The fabric of England’s ancient cathedrals has always been at the mercy of history. These precious buildings each have a fascinating story to tell of rise and glory, wars and destruction, beautification and iconoclasm, decay and restoration. The First World War Centenary Cathedral Repairs Fund is now playing its own very important part in this history.
St Albans Cathedral (the Abbey church became a cathedral in 1877), built on the site of the execution of Britain’s first Christian martyr, Alban, in about 300 AD, reflects the tastes, conceits and scars of seventeen hundred years of continuous Christian history. Rising on the side of the hill, visible from miles around, but strangely invisible from the centre of the town, St Albans Cathedral is an eclectic mix of architecture. The intact Norman tower, nave and transepts were built by Paul of Caen (cousin of William the Conqueror) in the eleventh century using recycled Roman bricks from the, by then, derelict ghetto of the former Roman city of Verulamium. Pillars from the early Anglo Saxon church were also reused. As St Albans prospered to become one of medieval England’s premier abbeys, so rich and ambitious abbots extended the nave and added gothic chapels, wall paintings, saints’ shrines and a Lady Chapel. But decay followed: the Wars of the Roses were fought on its steps; Henry VIII’s marital difficulties led to the dissolution of the monastery; saints went out of fashion and their relics and shrines were damaged, destroyed or stolen; anything left was used for target practice when Roundhead troops rampaged through the church during the English Civil war – the holes made by their bullets are still visible in the nave screen.
The Abbey Church was saved by the townspeople who bought it from the Crown in 1553 for £400 and made it their parish church. But the wealthy abbots had gone and their assets were no longer available to keep the Abbey Church in good repair. By the mid-nineteenth century the great church was in a parlous state and the nave no longer useable. Sir George Gilbert Scott was appointed architect in 1856 and worked on restoration of the church until his death. Funds were still short until the controversial Edmund Beckett Denison (later Lord Grimthorpe) appeared and agreed to pay for the work himself, provided that his own designs were used. To some he was a hero who saved the church from further decline, but certainly “to grimthorpe” a building is now adopted in architectural jargon and means “to remodel (an ancient building) without proper knowledge or care to retain its original quality and character”.
Since Lord Grimthorpe, much greater oversight has, rightly, been placed on the care of cathedrals and every five years each cathedral commissions a detailed review of the state of its fabric together with a costed plan for repair and restoration. The cost runs into many millions of pounds. St Albans Cathedral does not charge an entrance fee and, like every other cathedral is constantly seeking novel ways to raise funds to cover at least the very top priority repairs. But this is not straight forward and it is often much easier to raise funds for an embellishment than for maintenance and repair.

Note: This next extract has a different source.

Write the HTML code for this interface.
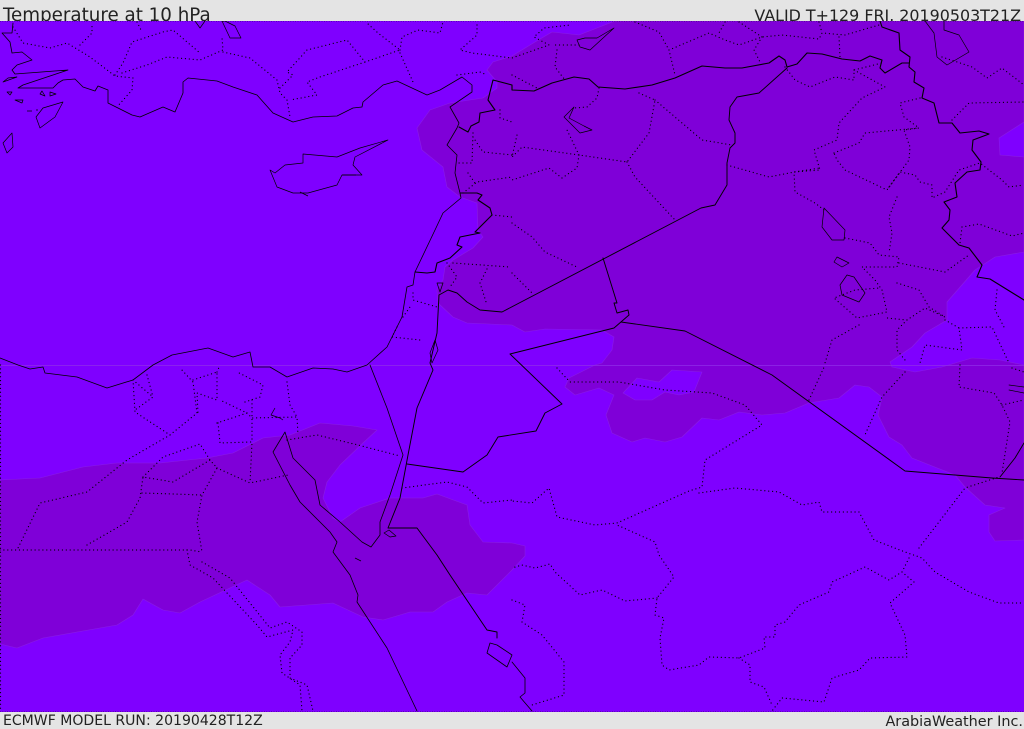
<!DOCTYPE html>
<html><head><meta charset="utf-8"><style>
html,body{margin:0;padding:0;background:#e4e4e4;width:1024px;height:729px;overflow:hidden}
.b{position:absolute;left:0;width:1024px;background:#e4e4e4;overflow:hidden;font-family:"DejaVu Sans",sans-serif;color:#222;white-space:nowrap}
.b span{position:absolute}
svg{position:absolute;left:0;top:21px}
.s{filter:blur(.3px)}
</style></head><body>
<div class="b" style="top:0;height:21px;font-size:18.27px">
<span style="left:3px;top:5px">Temperature at 10 hPa</span>
<span style="right:3px;top:6px;font-size:15.9px">VALID T+129 FRI. 20190503T21Z</span></div>
<svg width="1024" height="691" viewBox="0 21 1024 691">
<rect x="0" y="21" width="1024" height="691" fill="#7f00ff"/>
<g fill="#7f00d8" stroke="#8a1ce6" stroke-width=".6" stroke-linejoin="round">
<path d="M615 21L579 35 552 32 535 42 512 56 493 62 487 70 497 82 497 88 483 98 450 103 430 110 417 128 422 150 443 167 447 187 460 197 477 203 478 230 483 237 473 248 453 260 445 267 443 280 437 290 438 303 453 317 467 323 512 325 525 332 545 329 602 330 614 337 612 350 602 363 595 365 569 378 565 387 575 395 599 388 614 395 606 415 612 433 632 442 645 438 665 442 682 437 702 418 719 420 739 412 762 415 785 413 809 403 839 398 855 385 869 387 882 397 878 415 889 437 902 445 912 458 955 475 965 487 985 505 1005 508 989 515 989 532 995 541 1024 540V21Z"/>
<path d="M0 480L40 478 83 467 117 463 160 463 207 458 233 453 263 438 290 435 320 423 353 426 377 430 363 443 340 465 327 482 323 498 333 518 340 522 360 508 390 498 423 498 437 494 467 505 470 525 483 542 512 543 525 546 525 556 512 570 487 595 467 593 447 602 433 612 410 612 383 620 363 617 333 603 280 607 270 595 247 580 200 602 180 613 163 610 143 599 133 615 117 625 43 638 17 648 0 644Z"/>
</g>
<g fill="#7f00ff" stroke="#8a1ce6" stroke-width=".6" stroke-linejoin="round">
<path d="M623 393L637 378 659 382 672 370 702 372 694 392 679 395 665 392 652 400 635 400Z"/>
<path d="M1024 122L999 138 1000 155 1024 157Z"/>
<path d="M1024 252L995 257 975 270 947 302 947 320 925 333 912 347 890 362 892 367 915 372 942 367 972 358 1000 360 1024 365Z"/>
</g>
<rect x="0" y="365" width="1024" height="1" fill="#8f2ce8" opacity=".75"/>
<g fill="none" stroke="#000" stroke-width="1.25" stroke-dasharray="0 3.9" stroke-linecap="round" stroke-linejoin="round">
<path d="M.5 365V711"/>
<path d="M13 27L23 43 50 48 67 43 90 57 115 76 133 78 132 90 117 107M80 45L92 33 92 25M115 75L123 63 132 42 163 32 173 30 200 53M137 22L142 32M122 73L147 65 167 57 200 60 223 50 222 38M223 52L250 58 277 80 280 93 287 100 290 117M280 88L293 75 287 72 307 50 347 40 365 62 320 77 307 82 317 95 290 100M365 62L400 50 378 33 367 23M400 50L402 37 418 30 440 33 443 22M400 53L413 82M477 25L477 35 460 50 472 53 512 58 549 45 534 37 544 28 570 25M457 75L480 72 487 75M557 50L555 67 565 80M579 45L555 45M669 50L675 75M669 50L709 33 725 40 739 45 762 37 782 35 819 39 822 33 845 35 879 25M635 22L659 32 669 50M739 22L762 37M725 22L719 33M819 22L822 33M839 37L840 57M762 37L754 50 760 62"/>
<path d="M785 67L795 80 810 87 835 77 854 80 854 70 882 63M854 70L885 87 862 98 839 123 837 140 814 150 820 170 794 172 795 192 815 203 824 210M834 153L859 143 865 133 919 128 904 130 910 147 909 160 887 190 845 170 837 160 834 153M920 98L900 103 904 117 919 128M889 187L900 172 915 175 920 182 932 185 932 198 945 192 959 170 980 163 1002 180 1009 187 1024 185M952 120L969 103 1024 102M942 57L972 67 987 78 1002 68 1015 78 1024 85M962 227L960 243M962 227L979 224 1012 236 1024 233"/>
<path d="M897 197L889 217 892 233 889 253M845 238L870 243 879 255 899 257 897 267 862 267 875 280 882 290 887 312 857 318 834 298 855 290 879 288M899 263L945 272 969 255M897 283L919 290 929 307 945 317 925 308 907 320 887 318M859 325L832 340 825 363M907 320L897 330 897 350 905 360M945 320L959 328 962 350 925 345 920 363M959 328L992 327 1009 363M997 290L995 310 1004 327"/>
<path d="M512 75L537 88M599 88L597 98 587 107 574 108M639 93L655 100 649 133 627 162 579 155 522 147 512 157 517 135M655 100L702 140 732 145M627 162L635 177 675 220M579 155L567 130M579 155L577 168 562 178 549 168 512 180M727 165L769 177 794 172 820 168M512 223L532 237 545 252 579 268M512 273L532 293"/>
<path d="M500 110L500 118 512 122M473 133L472 163 457 163M473 137L483 152 512 155M463 193L477 182 512 177M468 173L475 183M492 215L512 217M447 263L457 277 450 287M453 263L510 267M480 283L488 267M480 283L487 305M413 293L413 300 437 307M397 327L392 337 420 340M403 317L410 307"/>
<path d="M133 380L135 412 170 435 197 413 193 382 180 368M133 380L153 397 135 410M147 375L153 397M193 380L217 372 217 400 197 393 198 413M217 372L220 365M170 435L127 460 87 492 40 503 17 550M0 550H190L202 552M87 545L127 522 140 498 143 477 173 482 210 460 217 468 202 495 197 522 202 552M143 477L163 457 200 444 210 460M142 493L202 495M217 468L250 483 288 475M218 423L220 443 252 442 250 483M252 400L252 442M217 423L247 413 220 400M247 413L252 418 297 417 298 435M287 382L290 405 297 417M245 402L260 397 263 385 237 372M287 440L317 435 358 445 400 456M402 488L447 482 467 487 483 503 512 500"/>
<path d="M187 550L190 565 213 578 257 625 267 637 293 630 290 642 280 655 282 673 300 685 302 711M202 562L230 578 270 628 287 622 302 632 302 645 290 658 290 678 307 685 313 711"/>
<path d="M557 368L570 382 619 382 665 390 712 393 745 405 762 425 705 460 702 487 689 491 617 523 595 525 557 517 549 488 532 503 512 501M699 493L735 488 779 492 802 505 819 502 822 512 859 512 874 540 905 552 922 558 935 572 969 592 999 603 1024 603M919 548L965 488 999 477M909 558L902 572 914 582 890 603 905 635 907 657 870 658 859 670 832 678 824 702 782 698 772 711M902 572L889 580 865 567 832 582 829 592 799 605 785 622 775 625 775 637 764 637 765 648 739 658 709 657 699 665 669 670 662 665 660 638 664 618 655 615 657 598 674 577 659 555 655 542 617 525M739 658L750 665 750 682 764 687 772 705M657 598L625 601 602 590 580 595 555 572 550 564 535 568 522 565 512 568M512 600L525 605 522 622 542 635 564 662 564 695 532 705M809 400L825 365M905 372L882 397 864 437M960 365L959 387 994 393 1002 405 1010 422 1002 473M1002 405L1024 400M1012 368L1024 372"/>
</g>
<g stroke="#000" stroke-width=".8" stroke-dasharray=".8 1.6" opacity=".45"><path d="M0 21.5H1024M0 711.5H1024"/></g>
<g class="s" fill="none" stroke="#000" stroke-width=".95" stroke-linejoin="round" stroke-linecap="round">
<path d="M13 23L12 33 2 33 10 42 12 53 22 52 32 60 17 65 12 70 15 74 68 70 50 76 23 85 18 88 53 88 58 83 63 80 75 79 83 87 95 91 98 86 108 90 108 103 132 115 140 117 163 107 175 112 183 93 183 82 188 78 217 81 233 87 257 95 273 113 293 122 313 117 337 116 353 108 362 107 363 102 383 85 397 81 427 95 440 90 462 77 472 85 472 92 450 107 459 123 457 128 447 145 457 155 455 173 460 193 461 198 443 213 435 230 415 272 413 285 407 287 402 317 387 347 367 365 347 372 333 369 313 368 287 377 270 367 253 367 250 352 233 357 208 348 172 355 153 365 133 380 107 388 77 377 45 373 43 367 30 369 18 365 0 358" stroke-width=".8"/>
<path d="M460 193L477 193 482 195 478 200 490 208 492 215 475 232 480 233 460 237 457 245 462 247 450 258 437 263 435 272 427 273 415 272" stroke-width="1.1"/>
<path d="M459 127L468 132 471 126 479 122 480 113 495 110 488 100 493 80 512 85 512 90 534 91 552 83 574 77 589 79 598 87 625 89 652 85 675 78 702 66 725 68 742 68 769 63 779 56 785 60 787 67 797 64 807 53 822 54 842 59 860 61 870 56 882 60 880 68 885 73 902 63 909 63" stroke-width="1.1"/>
<path d="M880 21L882 27 899 33 900 50 910 57 909 67 915 72 914 82 924 88 922 98 934 103 939 123 952 123 960 133 979 131 989 134 973 140 972 150 981 162 980 170 967 172 955 183 957 197 944 202 950 210 949 220 942 228 959 245 969 248 982 265 977 277 990 279 1024 300" stroke-width="1.1"/>
<path d="M787 68L759 93 737 97 730 107 729 120 735 133 735 143 730 148 727 163 727 185 715 205 701 208 502 312 480 310 467 302 457 293 448 290 439 295 437 333 430 363 433 370 417 408 408 455 400 498 388 528 417 528 437 555 450 575 487 630 497 632 497 638"/>
<path d="M603 258L617 303 614 303 617 313 628 310 629 315 614 328 510 354 562 404 545 413 536 431 498 437 487 455 463 472 407 464"/>
<path d="M621 322L685 331 772 375 905 471 992 478 1024 480M1000 477L1015 458 1024 443"/>
<path d="M370 365L387 408 403 455 390 495 380 522 380 535 371 547 362 542 340 522 320 505 315 480 293 458 285 432 273 452 290 485 300 502 330 532 337 542 333 552 350 575 358 595 357 602 387 648 417 711" stroke-width=".8"/>
<path d="M512 662L525 678 525 693 520 697 532 711M490 643L487 653 507 667 512 655 497 645Z" stroke-width=".8"/>
<path d="M925 21L934 33 937 57 947 65 969 52 959 35 944 30 944 21M1009 385L1024 387M1009 390L1024 393" stroke-width=".7"/>
</g>
<g class="s" fill="none" stroke="#000" stroke-width=".7" stroke-linejoin="round">
<path d="M270 170L277 187 293 193 308 193 337 185 342 175 362 175 353 165 355 157 388 140 360 148 337 157 303 154 303 163 285 165 275 173Z"/>
<path d="M63 102L43 108 36 117 40 128 55 117ZM12 133L3 143 7 153 13 147ZM8 78L3 82 17 77ZM7 92L10 95 12 92ZM15 100L22 103 23 100ZM27 111H32M42 91L45 96 40 94ZM50 92L56 94 50 96ZM36 110H38"/>
<path d="M574 107L564 117 580 133 592 130 584 126 569 118ZM577 40L580 47 590 50 614 28 597 38 585 38Z"/>
<path d="M824 208L822 227 832 240 844 240 845 230ZM837 257L834 262 842 267 849 263ZM847 275L840 285 842 295 859 302 865 293 854 277Z"/>
<path d="M435 340L430 353 432 363 438 350ZM437 283L440 292 443 283Z"/>
<path d="M222 21L230 38 241 38 235 26 225 21ZM195 21L200 28 205 21M275 408L271 415 280 418 283 420M384 533L390 537 396 536 389 530ZM355 558L361 561M342 175H356M300 192L308 196"/>
</g>
</svg>
<div class="b" style="top:712px;height:17px;font-size:14.05px">
<span style="left:3px;top:1px">ECMWF MODEL RUN: 20190428T12Z</span>
<span style="right:1px;top:2px;font-size:14.4px">ArabiaWeather Inc.</span></div>
</body></html>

The Government’s Cathedral Repair Fund has made an incredible difference. At St Albans, we received an award from the first tranche to repair and clean the stonework in the magnificent West Porches and to clean the Sir Ninian Comper WW1 memorial window above them – a high priority in our Quinquennial Review and it has given the Cathedral an entrance fitting for services to commemorate the Great War. Last week we heard we had been awarded a second grant, this time to repair stonework and rain damage at the east and south sides of the building – much needed work and another Quinquennial priority.
Whatever your religion or none, England’s Cathedrals are national heritage treasures and each generation has a responsibility of stewardship to leave them in as good a state as we can for future generations to enjoy. The Cathedral’s Repair Fund is making a major contribution to this task. The Dean and Chapter and the community of St Albans Cathedral are hugely grateful.